In other words, the true novelty of the three generations HRM, TRM, and GRAM lies not in “architectural parts” but in “a regime proof that the depth recurrence line can hold up on discrete reasoning benchmarks without CoT or large-scale data”. Conversely, part-level claims such as “hierarchy works” or “1-step gradient works” have already been refuted by TRM’s ablations. The reason this book places the lineage chapter near the beginning is to let readers distinguish from the start “which claims are essential to the architecture and which are decoration” as they read each chapter.
The two May 2026 additions, PTRM and LDT, can be read as the latest branching points of this lineage.
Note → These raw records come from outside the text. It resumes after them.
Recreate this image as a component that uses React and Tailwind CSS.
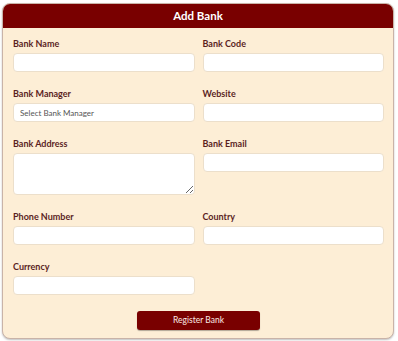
import React from "react";

function Field({ label, children }) {
  return (
    <div className="flex flex-col">
      <label className="text-[9px] font-bold text-[#5b1f1f] leading-[12px] h-[12px]">{label}</label>
      <div className="mt-[3px]">{children}</div>
    </div>
  );
}

function Input({ placeholder }) {
  return (
    <input
      placeholder={placeholder}
      className="block w-full h-[19px] rounded-[4px] border border-[#ecdfcb] bg-white px-[6px] text-[8px] text-[#444] placeholder:text-[#555] outline-none"
    />
  );
}

export default function App() {
  return (
    <div className="w-[398px] h-[341px] bg-white pt-[3px] pl-[2px]" style={{ fontFamily: "Lato, 'Open Sans', sans-serif" }}>
      <div className="w-[392px] h-[336px] rounded-[8px] border border-[#c9b3a8] bg-[#fdeed6] shadow-[0_1px_2px_rgba(0,0,0,0.25)] overflow-hidden flex flex-col">
        <div className="h-[24px] bg-[#790000] flex items-center justify-center text-white text-[11.5px] font-bold">
          Add Bank
        </div>
        <div className="px-[10px] pr-[9px] pt-[10px] flex flex-col">
          <div className="grid grid-cols-2 gap-x-[8px] gap-y-[16px]">
            <Field label="Bank Name"><Input /></Field>
            <Field label="Bank Code"><Input /></Field>
            <Field label="Bank Manager"><Input placeholder="Select Bank Manager" /></Field>
            <Field label="Website"><Input /></Field>
            <Field label="Bank Address">
              <textarea className="block w-full h-[42px] rounded-[4px] border border-[#ecdfcb] bg-white outline-none resize-y" />
            </Field>
            <Field label="Bank Email"><Input /></Field>
            <Field label="Phone Number"><Input /></Field>
            <Field label="Country"><Input /></Field>
            <Field label="Currency"><Input /></Field>
            <div />
          </div>
          <div className="flex justify-center mt-[16px]">
            <button className="w-[123px] h-[19px] rounded-[3px] bg-[#790000] text-[8.5px] text-[#fbe9e4] shadow-[0_1px_1px_rgba(0,0,0,0.3)]">
              Register Bank
            </button>
          </div>
        </div>
      </div>
    </div>
  );
}
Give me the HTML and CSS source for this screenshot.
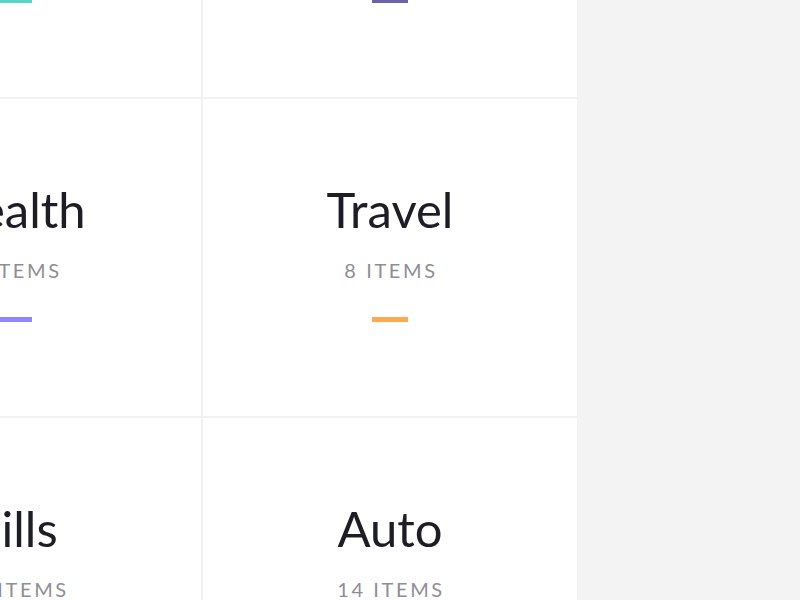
FILE: index.html
```html
<!DOCTYPE html>
<html lang="en">
<head>
<meta charset="utf-8">
<title>Categories</title>
<link rel="stylesheet" href="styles.css">
</head>
<body>
<main class="page">
  <section class="grid">
    <div class="cell">
      <h2 class="title">Home</h2>
      <p class="count">6 items</p>
      <span class="bar bar-teal"></span>
    </div>
    <div class="cell">
      <h2 class="title">Shopping</h2>
      <p class="count">9 items</p>
      <span class="bar bar-indigo"></span>
    </div>
    <div class="cell">
      <h2 class="title">Health</h2>
      <p class="count">5 items</p>
      <span class="bar bar-violet"></span>
    </div>
    <div class="cell">
      <h2 class="title">Travel</h2>
      <p class="count">8 items</p>
      <span class="bar bar-orange"></span>
    </div>
    <div class="cell">
      <h2 class="title">Bills</h2>
      <p class="count">12 items</p>
      <span class="bar bar-pink"></span>
    </div>
    <div class="cell">
      <h2 class="title">Auto</h2>
      <p class="count">14 items</p>
      <span class="bar bar-blue"></span>
    </div>
  </section>
</main>
</body>
</html>
```

FILE: styles.css
```css
html, body {
  margin: 0;
  padding: 0;
}

body {
  background: #f3f3f3;
  font-family: "Lato", "Open Sans", sans-serif;
  height: 600px;
  overflow: hidden;
}

.page {
  display: block;
}

.grid {
  display: grid;
  grid-template-columns: 374px 374px;
  grid-auto-rows: 317px;
  gap: 2px;
  background: #f1f1f1;
  width: max-content;
  margin-left: -173px;
  margin-top: -220px;
}

.cell {
  background: #ffffff;
  display: flex;
  flex-direction: column;
  align-items: center;
  padding-top: 82px;
}

.title {
  margin: 0;
  font-size: 49px;
  line-height: 56px;
  font-weight: 400;
  color: #1d1d26;
}

.count {
  margin: 21px 0 0 2px;
  font-size: 20px;
  line-height: 24px;
  letter-spacing: 2.6px;
  text-transform: uppercase;
  color: #8e8e93;
}

.bar {
  display: block;
  width: 36px;
  height: 5px;
  margin-top: 35px;
}

.bar-teal { background: #56d5c3; }
.bar-indigo { background: #6b64a9; }
.bar-violet { background: #8f86f9; }
.bar-orange { background: #fbaa4f; }
.bar-pink { background: #f76d8c; }
.bar-blue { background: #4aa3f0; }
```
PTRM is “stochastic exploration on a trained model” that adds Gaussian noise at test time to a TRM checkpoint without retraining, and LDT is the “sound deduction lineage” that inherits Sotaku’s architecture while adding the lattice projection of abstract interpretation. Both are design choices that directly attack what HRM and TRM had been keeping tacitly, namely “a single deterministic trajectory” and “the opacity of latent states”.
The Progression of Mechanistic Interpretation: The Attractor Landscape (2026)
While the part-level novelty in the lineage has reached a plateau, research that mechanistically opens up the interior of recurrent depth networks has advanced in 2025-26. This is progress along the axis of increasing the resolution of “what is happening” rather than “what is moving”, and it substantially changes the interpretive frame for reading this book’s main models.
First, Ren & Liu (Ren and Liu 2026) (this book’s HRM chapter) showed that HRM’s fixed-point property does not actually hold and mechanistically pointed out that HRM’s solving style is “closer to guessing than reasoning”. Second, Blayney et al. (Blayney et al. 2026) probed a looped reasoning language model (the recurrent depth LM in the Geiping style) and reported that (i) each layer converges to a distinct fixed point per iteration, and (ii) the model repeats feedforward-style inference stages once per iteration. Third, Efstathiou & Balwani (Efstathiou and Balwani 2026) (this book’s PTRM chapter) used sparse autoencoders to analyze the latent dynamics of TRM and conclude that “recursive reasoning is not incremental refinement but adaptive search over an attractor landscape”.
On the vision side, Jacobs et al. (Jacobs et al. 2026) showed that standard ViTs implicitly have a structure that repeats \(k \ll L\) distinct blocks along depth (Raptor recovers 96 % of DINOv2 with 2 blocks) and proposed a dynamical interpretation program with directional convergence into class-dependent angular basins, low-rank late-depth updates, and convergence to low-dimensional attractors.
What cuts across these is an integrated picture: the true nature of depth recurrence is not just “stacking layers to buy more compute” but a dynamical system that converges into a specific attractor basin for each input. This picture lets us re-read HRM and TRM’s “refining via depth” narrative, GRAM’s “diversifying attractors with multiple trajectories”, PTRM’s “escaping bad basins with noise”, and LDT’s “constraining attractors soundly with lattice projection” all as different engineering operations on the same attractor landscape. As scaffolding for reading this book’s five main models not just as “independent ideas from different schools” but as “complementary search strategies on the same landscape”, the progression of mechanistic interpretation is important.